MEET Team Optimizes Carbon Black Distribution in LFP-Based Electrodes
Conductive electrode additives such as graphite or carbon black are indispensable inactive components of lithium ion battery electrodes. These contain active materials with limited electronic conductivity, such as lithium iron phosphate (LFP). A study by MEET Battery Research Center at the University of Münster as part of the completed ProLiT project (process and material development of lithium ion battery cathodes for large-scale dry coating) focused on the distribution of these additives and their effects on the conductive carbon binder domain (CBD) of a cell. The study focused on the question of how a pre dry mixture of LFP and conductive carbon black, as already used in nickel-manganese-cobalt cells, affects the conductivity and performance of the electrodes.

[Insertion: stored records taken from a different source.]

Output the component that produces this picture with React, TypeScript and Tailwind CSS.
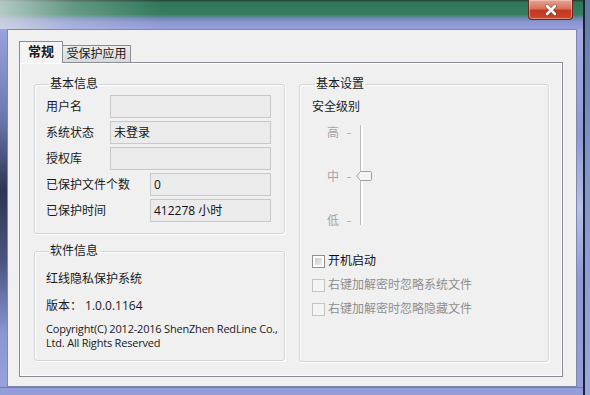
import React from "react";

function CloseButton() {
  return (
    <div className="flex h-[20px] w-[45px] items-center justify-center rounded-b-[4px] border border-t-0 border-[#6e2418] bg-[linear-gradient(180deg,#e7a596_0%,#d9705c_45%,#c3381f_55%,#c9482f_100%)] shadow-[inset_0_0_0_1px_rgba(255,220,210,0.45)]">
      <svg width="14" height="12" viewBox="0 0 14 12">
        <path d="M3 2 L11 10 M11 2 L3 10" stroke="#5a1a10" strokeWidth="4" strokeLinecap="round" opacity="0.45" />
        <path d="M3 2 L11 10 M11 2 L3 10" stroke="#ffffff" strokeWidth="2.6" strokeLinecap="round" />
      </svg>
    </div>
  );
}

function TextBox({ value }: { value?: string }) {
  return (
    <div className="flex h-[23px] flex-1 items-center border border-[#c8c8c8] bg-[#ebebeb] pl-[3px] text-[12px] text-[#111]">
      {value}
    </div>
  );
}

function Row({ label, labelWidth, value }: { label: string; labelWidth: string; value?: string }) {
  return (
    <div className="flex items-center">
      <div className={labelWidth}>{label}</div>
      <TextBox value={value} />
    </div>
  );
}

function GroupBox({ title, className, children }: { title: string; className: string; children?: React.ReactNode }) {
  return (
    <fieldset className={`rounded-[3px] border border-[#d2d6da] shadow-[inset_1px_1px_0_#fff,1px_1px_0_#fff] ${className}`}>
      <legend className="ml-[3px] px-px text-[12px] leading-[16px] text-[#1a1a1a]">{title}</legend>
      {children}
    </fieldset>
  );
}

function Checkbox({ label, disabled }: { label: string; disabled?: boolean }) {
  return (
    <div className="flex h-[16px] items-center gap-[3px] leading-[16px]">
      {disabled ? (
        <div className="h-[13px] w-[13px] border border-[#c4c4c4] bg-[#f4f4f4]" />
      ) : (
        <div className="h-[13px] w-[13px] border border-[#8e8f8f] bg-white p-[2px]">
          <div className="h-full w-full bg-[linear-gradient(135deg,#cbcbcb,#ececec)]" />
        </div>
      )}
      <span className={disabled ? "text-[#8f8f8f]" : "text-[#111]"}>{label}</span>
    </div>
  );
}

function LevelSlider() {
  const levels = ["高", "中", "低"];
  return (
    <div className="ml-[15px] mt-[10px] flex items-start">
      <div className="flex h-[103px] flex-col justify-between pt-[1px] text-[12px] text-[#a5a5a5]">
        {levels.map((l) => (
          <div key={l} className="flex h-[14px] items-center">
            <span>{l}</span>
            <span className="ml-[8px] h-px w-[4px] bg-[#b5b5b5]" />
          </div>
        ))}
      </div>
      <div className="relative ml-[9px] h-[100px] w-[3px] border-l border-[#b9b9b9] bg-white">
        <svg className="absolute left-[-6px] top-[45px]" width="18" height="12" viewBox="0 0 18 12">
          <path d="M1.5 6 L5.5 1.5 H15.5 Q16.5 1.5 16.5 2.5 V9.5 Q16.5 10.5 15.5 10.5 H5.5 Z" fill="#f4f4f4" stroke="#9d9d9d" strokeWidth="1" />
        </svg>
      </div>
    </div>
  );
}

export default function App() {
  return (
    <div className="flex h-[395px] w-[590px] overflow-hidden font-['Open_Sans','Noto_Sans_CJK_SC',sans-serif] text-[12px] text-[#1a1a1a]">
      <div className="flex w-[583px] flex-col">
        <div className="flex h-[29px] items-start justify-end bg-[linear-gradient(90deg,rgba(222,228,232,0.75)_0%,rgba(222,228,232,0.3)_12%,rgba(222,228,232,0)_28%),linear-gradient(180deg,#233c32_0%,#2e7658_8%,#367e5f_50%,#6f8ab4_64%,#8b95d2_76%,#969fdb_100%)] pr-[10px]">
          <CloseButton />
        </div>
        <div className="flex flex-1">
          <div className="w-[7px] bg-[linear-gradient(180deg,#99a2dc_0%,#6c77b0_25%,#2c3552_45%,#4a557f_65%,#8a95d3_85%,#98a1dc_100%)]" />
          <div className="flex w-[570px] flex-col border border-[#7d87b0] bg-[#f0f0f0] pb-[9px] pl-[11px] pr-[13px] pt-[11px]">
            <div className="flex items-end">
              <div className="relative z-10 -mb-px flex h-[22px] w-[44px] items-center justify-center border border-b-0 border-[#898c95] bg-[#f4f4f4] pb-[1px] text-[13px] font-semibold">
                常规
              </div>
              <div className="flex h-[17px] w-[68px] items-center justify-center border border-b-0 border-l-0 border-[#898c95] bg-[linear-gradient(180deg,#ececec,#d9d9d9)] text-[12px]">
                受保护应用
              </div>
            </div>
            <div className="flex flex-1 gap-[14px] border border-[#898c95] pl-[14px] pr-[13px] pt-[13px] shadow-[inset_1px_1px_0_#fff,inset_-1px_-1px_0_#fff]">
              <div className="flex w-[251px] flex-col gap-[9px]">
                <GroupBox title="基本信息" className="h-[158px] pl-[11px] pr-[13px]">
                  <div className="mt-[3px] flex flex-col gap-[3px]">
                    <Row label="用户名" labelWidth="w-[64px]" />
                    <Row label="系统状态" labelWidth="w-[64px]" value="未登录" />
                    <Row label="授权库" labelWidth="w-[64px]" />
                    <Row label="已保护文件个数" labelWidth="w-[104px]" value="0" />
                    <Row label="已保护时间" labelWidth="w-[104px]" value="412278 小时" />
                  </div>
                </GroupBox>
                <GroupBox title="软件信息" className="h-[118px] pl-[11px]">
                  <div className="mt-[12px] leading-[16px]">红线隐私保护系统</div>
                  <div className="mt-[11px] leading-[16px]">
                    版本：<span className="ml-[3px]">1.0.0.1164</span>
                  </div>
                  <div className="mt-[8px] text-[11px] leading-[14px] tracking-[-0.2px]">
                    Copyright(C) 2012-2016 ShenZhen RedLine Co.,
                    <br />
                    Ltd. All Rights Reserved
                  </div>
                </GroupBox>
              </div>
              <GroupBox title="基本设置" className="h-[286px] flex-1 pl-[12px]">
                <div className="mt-[7px] leading-[16px]">安全级别</div>
                <LevelSlider />
                <div className="mt-[25px] flex flex-col gap-[8px]">
                  <Checkbox label="开机启动" />
                  <Checkbox label="右键加解密时忽略系统文件" disabled />
                  <Checkbox label="右键加解密时忽略隐藏文件" disabled />
                </div>
              </GroupBox>
            </div>
          </div>
          <div className="w-[6px] bg-[linear-gradient(180deg,#a4abe0_0%,#8e99d4_30%,#b7c0e8_50%,#8e99d4_70%,#939dd8_100%)]" />
        </div>
        <div className="h-[8px] border-t border-[#6f7bb6] bg-[#939dd8]" />
      </div>
      <div className="w-[2px] bg-[#1d2233]" />
      <div className="flex-1 bg-[linear-gradient(180deg,#5f7aa8_0%,#7f95c8_40%,#9aa8dc_100%)]" />
    </div>
  );
}
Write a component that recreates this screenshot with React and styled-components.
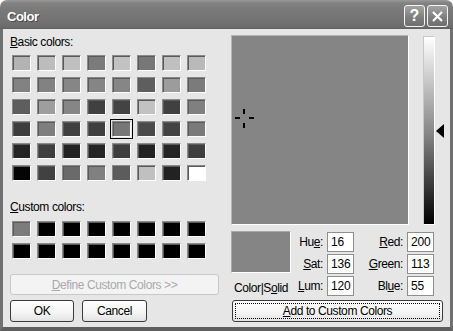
import React from "react";
import styled, { createGlobalStyle } from "styled-components";

const Global = createGlobalStyle`
  html, body { margin: 0; padding: 0; background: #ffffff; }
  body { font-family: "Liberation Sans", Arial, sans-serif; }
  * { box-sizing: border-box; }
`;

const Window = styled.div`
  width: 453px;
  height: 331px;
  display: flex;
  flex-direction: column;
  border-radius: 7px 7px 0 0;
  overflow: hidden;
  font-family: "Liberation Sans", Arial, sans-serif;
  font-size: 12px;
  letter-spacing: -0.4px;
  color: #000;
`;

const TitleBar = styled.div`
  height: 29px;
  flex: none;
  display: flex;
  align-items: center;
  padding: 3px 5px 0 7px;
  background: linear-gradient(to bottom, #9a9a9a 0px, #828282 3px, #797979 10px, #737373 20px, #6c6c6c 27px, #5f5f5f 29px);
`;

const Title = styled.div`
  flex: 1;
  color: #fff;
  font-weight: bold;
  font-size: 13px;
  letter-spacing: -0.5px;
  text-shadow: 1px 1px 0 #4a4a4a;
`;

const TitleButtons = styled.div`
  display: flex;
  gap: 2px;
`;

const TitleButton = styled.div`
  width: 21px;
  height: 22px;
  border: 1px solid #f4f4f4;
  border-radius: 3px;
  background: linear-gradient(to bottom, #a3a3a3, #7d7d7d 60%, #6f6f6f);
  display: flex;
  align-items: center;
  justify-content: center;
  color: #fff;
  font-weight: bold;
  font-size: 16px;
  letter-spacing: 0;
`;

const Frame = styled.div`
  flex: 1;
  display: flex;
  background: #e6e6e6;
  border-left: 3px solid #707070;
  border-right: 3px solid #707070;
  border-bottom: 4px solid #5e5e5e;
  padding: 7px 0 0 7px;
`;

const LeftCol = styled.div`
  width: 208px;
  display: flex;
  flex-direction: column;
`;

const Label = styled.div`
  height: 13px;
  line-height: 13px;
  margin-top: ${(p) => p.$mt || 0}px;
`;

const SwatchGrid = styled.div`
  margin-top: ${(p) => p.$mt}px;
  padding-left: 2px;
  display: grid;
  grid-template-columns: repeat(8, 19px);
  grid-auto-rows: 16px;
  column-gap: 6px;
  row-gap: 6px;
`;

const Swatch = styled.div`
  background: ${(p) => p.$c};
  border-top: 1px solid #8a8a8a;
  border-left: 1px solid #8a8a8a;
  border-bottom: 1px solid #ffffff;
  border-right: 1px solid #ffffff;
  box-shadow: inset 1px 1px 0 #5a5a5a;
  outline: ${(p) => (p.$sel ? "1px solid #000" : "none")};
  outline-offset: 1px;
`;

const PushButton = styled.div`
  height: ${(p) => p.$h || 22}px;
  width: ${(p) => p.$w}px;
  margin-top: ${(p) => p.$mt || 0}px;
  margin-left: ${(p) => p.$ml || 0}px;
  border: 1px solid ${(p) => (p.$disabled ? "#c8c8c8" : "#3a3a3a")};
  border-radius: 3px;
  background: ${(p) =>
    p.$disabled
      ? "#f3f3f3"
      : "linear-gradient(to bottom, #ffffff, #f4f4f4 60%, #e2e2e2)"};
  color: ${(p) => (p.$disabled ? "#a9a9a9" : "#000")};
  display: flex;
  align-items: center;
  justify-content: center;
  position: relative;
  flex: none;
`;

const FocusRing = styled.span`
  position: absolute;
  inset: 2px;
  border: 1px dotted #000;
  border-radius: 1px;
`;

const ButtonRow = styled.div`
  display: flex;
`;

const RightCol = styled.div`
  width: 213px;
  margin-left: 13px;
  display: flex;
  flex-direction: column;
`;

const TopRow = styled.div`
  display: flex;
  margin-top: -1px;
`;

const Spectrum = styled.div`
  width: 178px;
  height: 190px;
  background: #858585;
  border-top: 1px solid #b5b5b5;
  border-left: 1px solid #b5b5b5;
  border-bottom: 1px solid #ffffff;
  border-right: 1px solid #ffffff;
  position: relative;
  flex: none;
`;

const CrossArm = styled.span`
  position: absolute;
  background: #000;
  left: ${(p) => p.$x}px;
  top: ${(p) => p.$y}px;
  width: ${(p) => p.$w}px;
  height: ${(p) => p.$h}px;
`;

const LumWrap = styled.div`
  margin-left: 14px;
  margin-top: 1px;
  position: relative;
`;

const LumBar = styled.div`
  width: 12px;
  height: 189px;
  border-left: 1px solid #c8c8c8;
  border-top: 1px solid #c8c8c8;
  border-right: 1px solid #fff;
  border-bottom: 1px solid #fff;
  background: linear-gradient(to bottom, #ffffff 0%, #858585 52%, #000000 100%);
`;

const Arrow = styled.svg`
  position: absolute;
  left: 13px;
  top: 88px;
`;

const BottomRow = styled.div`
  display: flex;
  margin-top: 6px;
`;

const SolidCol = styled.div`
  width: 60px;
  display: flex;
  flex-direction: column;
  align-items: center;
`;

const SolidBox = styled.div`
  width: 60px;
  height: 42px;
  background: #858585;
  border-top: 1px solid #a8a8a8;
  border-left: 1px solid #a8a8a8;
  border-bottom: 1px solid #fff;
  border-right: 1px solid #fff;
`;

const FieldGrid = styled.div`
  margin-top: 1px;
  display: grid;
  grid-template-columns: 32px 27px 45px 27px;
  grid-auto-rows: 20px;
  column-gap: 4px;
  row-gap: 2px;
`;

const FieldLabel = styled.label`
  display: flex;
  align-items: center;
  justify-content: flex-end;
  white-space: nowrap;
`;

const Field = styled.input`
  width: 27px;
  height: 20px;
  border: 1px solid #8e8e8e;
  background: #fff;
  font: inherit;
  font-size: 12px;
  letter-spacing: -0.2px;
  padding: 0 0 0 3px;
  margin: 0;
  outline: none;
  color: #000;
`;

const basic = [
  ["#b3b3b3", "#bcbcbc", "#bfbfbf", "#7b7b7b", "#c2c2c2", "#777777", "#bfbfbf", "#b9b9b9"],
  ["#828282", "#828282", "#868686", "#858585", "#868686", "#5e5e5e", "#9c9c9c", "#7b7b7b"],
  ["#5e5e5e", "#9e9e9e", "#868686", "#404040", "#434343", "#c2c2c2", "#404040", "#808080"],
  ["#3d3d3d", "#7e7e7e", "#404040", "#3f3f3f", "#777777", "#4a4a4a", "#434343", "#7a7a7a"],
  ["#252525", "#3e3e3e", "#222222", "#252525", "#3e3e3e", "#222222", "#252525", "#3e3e3e"],
  ["#050505", "#414141", "#6a6a6a", "#808080", "#5c5c5c", "#c0c0c0", "#222222", "#ffffff"],
];

const custom = ["#7c7c7c", ...Array(15).fill("#000000")];

const fields = [
  [<>Hu<u>e</u>:</>, "16", <><u>R</u>ed:</>, "200"],
  [<><u>S</u>at:</>, "136", <><u>G</u>reen:</>, "113"],
  [<><u>L</u>um:</>, "120", <>Bl<u>u</u>e:</>, "55"],
];

export default function App() {
  return (
    <>
      <Global />
      <Window>
        <TitleBar>
          <Title>Color</Title>
          <TitleButtons>
            <TitleButton>?</TitleButton>
            <TitleButton>
              <svg width="13" height="13" viewBox="0 0 13 13">
                <path d="M2 2 L11 11 M11 2 L2 11" stroke="#fff" strokeWidth="2.2" />
              </svg>
            </TitleButton>
          </TitleButtons>
        </TitleBar>
        <Frame>
          <LeftCol>
            <Label>
              <u>B</u>asic colors:
            </Label>
            <SwatchGrid $mt={6}>
              {basic.flat().map((c, i) => (
                <Swatch key={i} $c={c} $sel={i === 28} />
              ))}
            </SwatchGrid>
            <Label $mt={20}>
              <u>C</u>ustom colors:
            </Label>
            <SwatchGrid $mt={7}>
              {custom.map((c, i) => (
                <Swatch key={i} $c={c} />
              ))}
            </SwatchGrid>
            <PushButton $w={209} $h={21} $mt={15} $disabled>
              <span>
                <u>D</u>efine Custom Colors &gt;&gt;
              </span>
            </PushButton>
            <ButtonRow>
              <PushButton $w={64} $mt={5}>OK</PushButton>
              <PushButton $w={65} $mt={5} $ml={8}>Cancel</PushButton>
            </ButtonRow>
          </LeftCol>
          <RightCol>
            <TopRow>
              <Spectrum>
                <CrossArm $x={11} $y={73} $w={2} $h={5} />
                <CrossArm $x={11} $y={87} $w={2} $h={5} />
                <CrossArm $x={3} $y={81} $w={5} $h={2} />
                <CrossArm $x={17} $y={81} $w={5} $h={2} />
              </Spectrum>
              <LumWrap>
                <LumBar />
                <Arrow width="9" height="14" viewBox="0 0 9 14">
                  <path d="M0 7 L8 0 L8 14 Z" fill="#000" />
                </Arrow>
              </LumWrap>
            </TopRow>
            <BottomRow>
              <SolidCol>
                <SolidBox />
                <Label $mt={9}>
                  Color|S<u>o</u>lid
                </Label>
              </SolidCol>
              <FieldGrid>
                {fields.map((r, i) => (
                  <React.Fragment key={i}>
                    <FieldLabel>{r[0]}</FieldLabel>
                    <Field readOnly value={r[1]} />
                    <FieldLabel>{r[2]}</FieldLabel>
                    <Field readOnly value={r[3]} />
                  </React.Fragment>
                ))}
              </FieldGrid>
            </BottomRow>
            <PushButton $w={211} $mt={4} $ml={1}>
              <FocusRing />
              <span>
                <u>A</u>dd to Custom Colors
              </span>
            </PushButton>
          </RightCol>
        </Frame>
      </Window>
    </>
  );
}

Cells Exhibit Higher Rate Capability and Long-term Stability
“The approach of dry mixing LFP and conductive carbon black in advance is considered a simpler and more cost-effective alternative that can be integrated into existing mixing processes during electrode production,” says scientist Simon Raffenberg, explaining the meaning of the study. However, the MEET research team found that the conductivity and performance of electrodes in which the entire carbon black content was dry-premixed with LFP deteriorated at high discharge rates. The researchers attribute this to changes in the electronic contacts in the near and far field within the CBD of the electrode.
To counteract these changes, the scientists' next step was to dry-mix only part of the conductive carbon black with the LFP and add the remaining part as “free carbon” only during the production of the electrode paste. "This procedure enabled us to improve the performance of the cells again. In addition, the electrodes produced in this way even exhibit higher rate capability and long-term stability than the conventionally produced reference cells," summarizes Raffenberg. The investigations have demonstrated a scalable process step for optimizing the carbon binder area in electrodes, which can be transferred to other battery materials with inherently low conductivity.
Entire Study Available
The detailed results have been published by the authors Simon Raffenberg, Dr Markus Börner and Dr Katrin Junghans, MEET Battery Research Center, as well as Prof. Dr Martin Winter, MEET Battery Research Center and Helmholtz Institute Münster of Forschungszentrum Jülich, in the journal “Journal of The Electrochemical Society”.